§ What is asked
Exactly as written, quote every line that follows, skipping the images.

§ Information provided
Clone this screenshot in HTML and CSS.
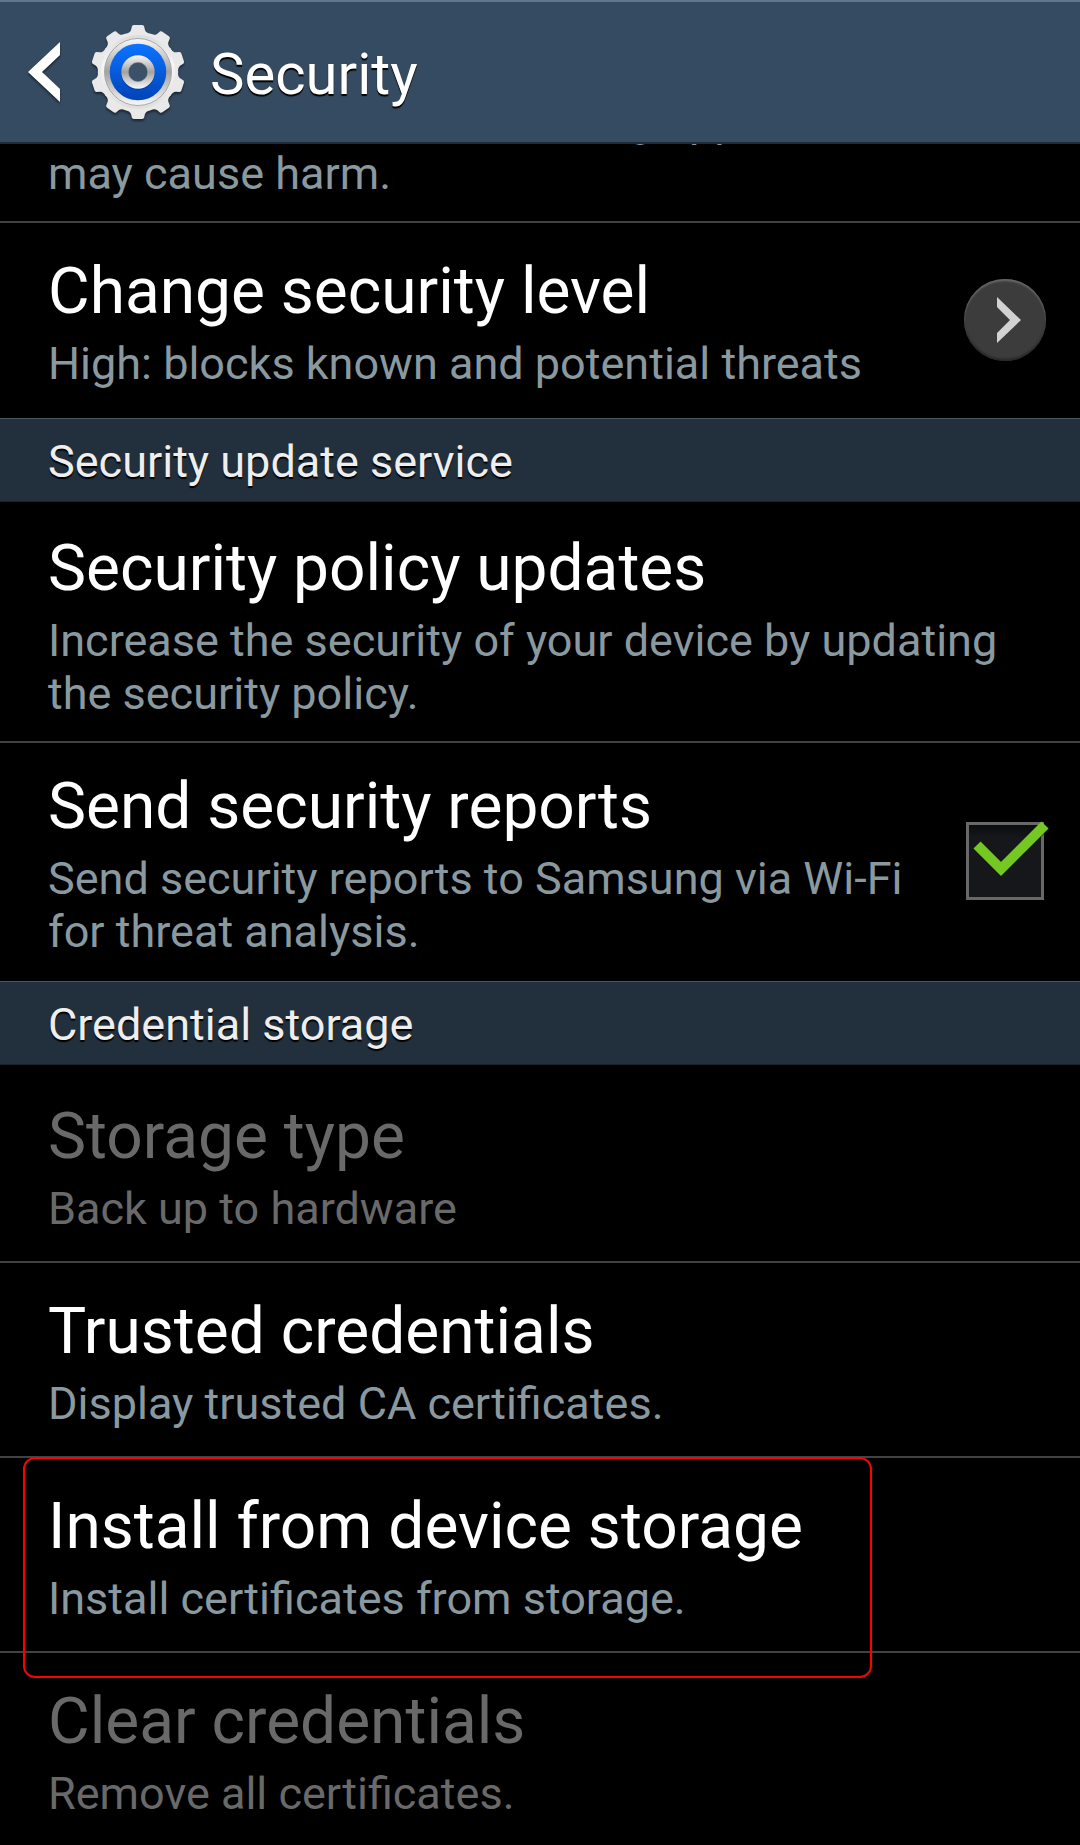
FILE: index.html
```html
<!DOCTYPE html>
<html lang="en">
<head>
<meta charset="utf-8">
<meta name="viewport" content="width=device-width, initial-scale=1">
<title>Security</title>
<link rel="stylesheet" href="styles.css">
</head>
<body>
<header class="bar">
  <button class="back" type="button" aria-label="Back">
    <svg class="back-icon" width="32" height="60" viewBox="0 0 32 60"><path d="M32 0V13L14 30L32 47V60L0 30Z" fill="#fff"/></svg>
    <svg class="gear" width="96" height="96" viewBox="-48 -48 96 96">
      <defs>
        <linearGradient id="metal" x1="0" y1="0" x2="0" y2="1"><stop offset="0" stop-color="#dcdcdc"/><stop offset=".4" stop-color="#f6f6f6"/><stop offset="1" stop-color="#dedede"/></linearGradient>
        <linearGradient id="ring" x1="0" y1="0" x2="0" y2="1"><stop offset="0" stop-color="#f8f8f8"/><stop offset=".5" stop-color="#a2a2a2"/><stop offset="1" stop-color="#f8f8f8"/></linearGradient>
        <linearGradient id="blue" x1="0" y1="0" x2="0" y2="1"><stop offset="0" stop-color="#0c74ff"/><stop offset="1" stop-color="#0043b8"/></linearGradient>
        <path id="tooth" d="M-13 -38Q-8 -39 -7 -42L-6 -46Q-5 -47 -4 -47H4Q5 -47 6 -46L7 -42Q8 -39 13 -38L10 -30H-10Z"/>
      </defs>
      <g fill="#e9e9e9">
        <circle r="40"/>
        <use href="#tooth"/><use href="#tooth" transform="rotate(36)"/><use href="#tooth" transform="rotate(72)"/><use href="#tooth" transform="rotate(108)"/><use href="#tooth" transform="rotate(144)"/><use href="#tooth" transform="rotate(180)"/><use href="#tooth" transform="rotate(216)"/><use href="#tooth" transform="rotate(252)"/><use href="#tooth" transform="rotate(288)"/><use href="#tooth" transform="rotate(324)"/>
      </g>
      <circle r="37" fill="url(#metal)"/>
      <circle r="33.500" fill="url(#ring)" stroke="#a9a9a9"/>
      <circle r="28.300" fill="url(#blue)"/>
      <circle cy="1" r="17" fill="#00389c" opacity=".6"/>
      <circle r="16.700" fill="url(#ring)"/>
      <circle r="9.700" fill="#3a5167" stroke="#9a9a9a" stroke-width=".6"/>
    </svg>
  </button>
  <h1 class="bar-title">Security</h1>
</header>
<main class="list">
  <div class="row row-partial">
    <div class="text"><p class="summary">Block or warn before installing apps that<br>may cause harm.</p></div>
  </div>
  <div class="row">
    <div class="text"><h3 class="title">Change security level</h3><p class="summary">High: blocks known and potential threats</p></div>
    <button class="more" type="button" aria-label="Open security level">
      <svg width="24" height="46" viewBox="0 0 24 46"><path d="M0 0V10L13 23L0 36V46L24 23Z" fill="#d2d2d2"/></svg>
    </button>
  </div>
  <h2 class="section">Security update service</h2>
  <div class="row">
    <div class="text"><h3 class="title">Security policy updates</h3><p class="summary">Increase the security of your device by updating the security policy.</p></div>
  </div>
  <label class="row" for="reports">
    <span class="text"><span class="title">Send security reports</span><span class="summary">Send security reports to Samsung via Wi-Fi for threat analysis.</span></span>
    <span class="check">
      <input class="check-box" type="checkbox" id="reports" checked>
      <svg class="check-mark" width="78" height="78" viewBox="0 0 78 78"><path d="M11 24L35 48L79 4" fill="none" stroke="#101010" stroke-width="10" opacity=".6"/><path d="M11 23L35 47L79 3" fill="none" stroke="#74c821" stroke-width="10"/></svg>
    </span>
  </label>
  <h2 class="section">Credential storage</h2>
  <div class="row row-disabled">
    <div class="text"><h3 class="title">Storage type</h3><p class="summary">Back up to hardware</p></div>
  </div>
  <div class="row">
    <div class="text"><h3 class="title">Trusted credentials</h3><p class="summary">Display trusted CA certificates.</p></div>
  </div>
  <div class="row row-marked">
    <div class="text"><h3 class="title">Install from device storage</h3><p class="summary">Install certificates from storage.</p></div>
  </div>
  <div class="row row-disabled">
    <div class="text"><h3 class="title">Clear credentials</h3><p class="summary">Remove all certificates.</p></div>
  </div>
</main>
</body>
</html>
```
FILE: styles.css
```css
* { box-sizing: border-box; }

body {
  display: flex;
  flex-direction: column;
  height: 100vh;
  margin: 0;
  background: #000;
  color: #fff;
  font-family: Roboto, "Noto Sans", sans-serif;
}

h1, h2, h3, p { margin: 0; font-weight: 400; }

button { padding: 0; border: 0; background: none; cursor: pointer; }

svg { display: block; overflow: visible; }

.bar {
  flex: none;
  display: flex;
  align-items: center;
  gap: 24px;
  height: 144px;
  padding: 0 28px;
  background: #354b61;
  border-top: 2px solid #5f788b;
  border-bottom: 2px solid #1c2c3b;
}

.back { display: flex; align-items: center; gap: 30px; }

.back-icon, .gear { filter: drop-shadow(0 2px 1px rgba(0, 0, 0, .5)); }

.bar-title {
  font-size: 58px;
  line-height: 68px;
  padding-top: 4px;
  text-shadow: 0 2px 1px #000;
}

/* Scrolling list below the action bar */
.list {
  flex: 1;
  min-height: 0;
  overflow-x: hidden;
  overflow-y: auto;
  scrollbar-width: none;
}

.row {
  position: relative;
  display: flex;
  align-items: center;
  gap: 24px;
  min-height: 195px;
  padding: 0 34px 0 48px;
  border-bottom: 2px solid #424242;
}

.row:has(+ .section), .row:last-child { border-bottom-color: transparent; }

.text { flex: 1; padding: 26px 0 21px; }

/* First entry is scrolled partly out of view */
.row-partial { min-height: 0; margin-top: -50px; }

.row-partial .text { padding-top: 0; }

.title, .summary { display: block; }

.title { font-size: 64px; line-height: 75px; }

.summary { font-size: 45px; line-height: 53px; color: #8a999f; }

.title + .summary { margin-top: 8px; }

.row-disabled .title, .row-disabled .summary { color: #696969; }

.section {
  margin-bottom: 3px;
  padding: 16px 48px 13px;
  background: #22303d;
  border-top: 1px solid #4a5863;
  border-bottom: 1px solid #18232d;
  color: #eee;
  font-size: 45px;
  line-height: 53px;
  text-shadow: 0 2px 1px #000;
}

.more {
  display: flex;
  align-items: center;
  justify-content: center;
  width: 82px;
  height: 82px;
  padding-left: 8px;
  border-radius: 50%;
  background: #3c3c3c;
  box-shadow: inset 0 2px 2px #686868, inset 0 -2px 2px #282828;
}

.check { position: relative; width: 78px; height: 78px; margin-right: 2px; }

.check-box {
  appearance: none;
  display: block;
  width: 78px;
  height: 78px;
  margin: 0;
  background: linear-gradient(#0b0c0e, #16171b 12px);
  border: 3px solid #686868;
}

.check-mark { position: absolute; inset: 0; display: none; }

.check-box:checked + .check-mark { display: block; }

/* Outline drawn round the highlighted entry */
.row-marked::after {
  content: "";
  position: absolute;
  z-index: 1;
  inset: -1px 208px -27px 23px;
  border: 2px solid #f00;
  border-radius: 12px;
  pointer-events: none;
}
```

§ Answer to this problem
Clone this screenshot in HTML and CSS.
FILE: index.html
```html
<!DOCTYPE html>
<html lang="en">
<head>
<meta charset="utf-8">
<meta name="viewport" content="width=device-width, initial-scale=1">
<title>Security</title>
<link rel="stylesheet" href="styles.css">
</head>
<body>
<header class="bar">
  <button class="back" type="button" aria-label="Back">
    <svg class="back-icon" width="32" height="60" viewBox="0 0 32 60"><path d="M32 0V13L14 30L32 47V60L0 30Z" fill="#fff"/></svg>
    <svg class="gear" width="96" height="96" viewBox="-48 -48 96 96">
      <defs>
        <linearGradient id="metal" x1="0" y1="0" x2="0" y2="1"><stop offset="0" stop-color="#dcdcdc"/><stop offset=".4" stop-color="#f6f6f6"/><stop offset="1" stop-color="#dedede"/></linearGradient>
        <linearGradient id="ring" x1="0" y1="0" x2="0" y2="1"><stop offset="0" stop-color="#f8f8f8"/><stop offset=".5" stop-color="#a2a2a2"/><stop offset="1" stop-color="#f8f8f8"/></linearGradient>
        <linearGradient id="blue" x1="0" y1="0" x2="0" y2="1"><stop offset="0" stop-color="#0c74ff"/><stop offset="1" stop-color="#0043b8"/></linearGradient>
        <path id="tooth" d="M-13 -38Q-8 -39 -7 -42L-6 -46Q-5 -47 -4 -47H4Q5 -47 6 -46L7 -42Q8 -39 13 -38L10 -30H-10Z"/>
      </defs>
      <g fill="#e9e9e9">
        <circle r="40"/>
        <use href="#tooth"/><use href="#tooth" transform="rotate(36)"/><use href="#tooth" transform="rotate(72)"/><use href="#tooth" transform="rotate(108)"/><use href="#tooth" transform="rotate(144)"/><use href="#tooth" transform="rotate(180)"/><use href="#tooth" transform="rotate(216)"/><use href="#tooth" transform="rotate(252)"/><use href="#tooth" transform="rotate(288)"/><use href="#tooth" transform="rotate(324)"/>
      </g>
      <circle r="37" fill="url(#metal)"/>
      <circle r="33.500" fill="url(#ring)" stroke="#a9a9a9"/>
      <circle r="28.300" fill="url(#blue)"/>
      <circle cy="1" r="17" fill="#00389c" opacity=".6"/>
      <circle r="16.700" fill="url(#ring)"/>
      <circle r="9.700" fill="#3a5167" stroke="#9a9a9a" stroke-width=".6"/>
    </svg>
  </button>
  <h1 class="bar-title">Security</h1>
</header>
<main class="list">
  <div class="row row-partial">
    <div class="text"><p class="summary">Block or warn before installing apps that<br>may cause harm.</p></div>
  </div>
  <div class="row">
    <div class="text"><h3 class="title">Change security level</h3><p class="summary">High: blocks known and potential threats</p></div>
    <button class="more" type="button" aria-label="Open security level">
      <svg width="24" height="46" viewBox="0 0 24 46"><path d="M0 0V10L13 23L0 36V46L24 23Z" fill="#d2d2d2"/></svg>
    </button>
  </div>
  <h2 class="section">Security update service</h2>
  <div class="row">
    <div class="text"><h3 class="title">Security policy updates</h3><p class="summary">Increase the security of your device by updating the security policy.</p></div>
  </div>
  <label class="row" for="reports">
    <span class="text"><span class="title">Send security reports</span><span class="summary">Send security reports to Samsung via Wi-Fi for threat analysis.</span></span>
    <span class="check">
      <input class="check-box" type="checkbox" id="reports" checked>
      <svg class="check-mark" width="78" height="78" viewBox="0 0 78 78"><path d="M11 24L35 48L79 4" fill="none" stroke="#101010" stroke-width="10" opacity=".6"/><path d="M11 23L35 47L79 3" fill="none" stroke="#74c821" stroke-width="10"/></svg>
    </span>
  </label>
  <h2 class="section">Credential storage</h2>
  <div class="row row-disabled">
    <div class="text"><h3 class="title">Storage type</h3><p class="summary">Back up to hardware</p></div>
  </div>
  <div class="row">
    <div class="text"><h3 class="title">Trusted credentials</h3><p class="summary">Display trusted CA certificates.</p></div>
  </div>
  <div class="row row-marked">
    <div class="text"><h3 class="title">Install from device storage</h3><p class="summary">Install certificates from storage.</p></div>
  </div>
  <div class="row row-disabled">
    <div class="text"><h3 class="title">Clear credentials</h3><p class="summary">Remove all certificates.</p></div>
  </div>
</main>
</body>
</html>
```
FILE: styles.css
```css
* { box-sizing: border-box; }

body {
  display: flex;
  flex-direction: column;
  height: 100vh;
  margin: 0;
  background: #000;
  color: #fff;
  font-family: Roboto, "Noto Sans", sans-serif;
}

h1, h2, h3, p { margin: 0; font-weight: 400; }

button { padding: 0; border: 0; background: none; cursor: pointer; }

svg { display: block; overflow: visible; }

.bar {
  flex: none;
  display: flex;
  align-items: center;
  gap: 24px;
  height: 144px;
  padding: 0 28px;
  background: #354b61;
  border-top: 2px solid #5f788b;
  border-bottom: 2px solid #1c2c3b;
}

.back { display: flex; align-items: center; gap: 30px; }

.back-icon, .gear { filter: drop-shadow(0 2px 1px rgba(0, 0, 0, .5)); }

.bar-title {
  font-size: 58px;
  line-height: 68px;
  padding-top: 4px;
  text-shadow: 0 2px 1px #000;
}

/* Scrolling list below the action bar */
.list {
  flex: 1;
  min-height: 0;
  overflow-x: hidden;
  overflow-y: auto;
  scrollbar-width: none;
}

.row {
  position: relative;
  display: flex;
  align-items: center;
  gap: 24px;
  min-height: 195px;
  padding: 0 34px 0 48px;
  border-bottom: 2px solid #424242;
}

.row:has(+ .section), .row:last-child { border-bottom-color: transparent; }

.text { flex: 1; padding: 26px 0 21px; }

/* First entry is scrolled partly out of view */
.row-partial { min-height: 0; margin-top: -50px; }

.row-partial .text { padding-top: 0; }

.title, .summary { display: block; }

.title { font-size: 64px; line-height: 75px; }

.summary { font-size: 45px; line-height: 53px; color: #8a999f; }

.title + .summary { margin-top: 8px; }

.row-disabled .title, .row-disabled .summary { color: #696969; }

.section {
  margin-bottom: 3px;
  padding: 16px 48px 13px;
  background: #22303d;
  border-top: 1px solid #4a5863;
  border-bottom: 1px solid #18232d;
  color: #eee;
  font-size: 45px;
  line-height: 53px;
  text-shadow: 0 2px 1px #000;
}

.more {
  display: flex;
  align-items: center;
  justify-content: center;
  width: 82px;
  height: 82px;
  padding-left: 8px;
  border-radius: 50%;
  background: #3c3c3c;
  box-shadow: inset 0 2px 2px #686868, inset 0 -2px 2px #282828;
}

.check { position: relative; width: 78px; height: 78px; margin-right: 2px; }

.check-box {
  appearance: none;
  display: block;
  width: 78px;
  height: 78px;
  margin: 0;
  background: linear-gradient(#0b0c0e, #16171b 12px);
  border: 3px solid #686868;
}

.check-mark { position: absolute; inset: 0; display: none; }

.check-box:checked + .check-mark { display: block; }

/* Outline drawn round the highlighted entry */
.row-marked::after {
  content: "";
  position: absolute;
  z-index: 1;
  inset: -1px 208px -27px 23px;
  border: 2px solid #f00;
  border-radius: 12px;
  pointer-events: none;
}
```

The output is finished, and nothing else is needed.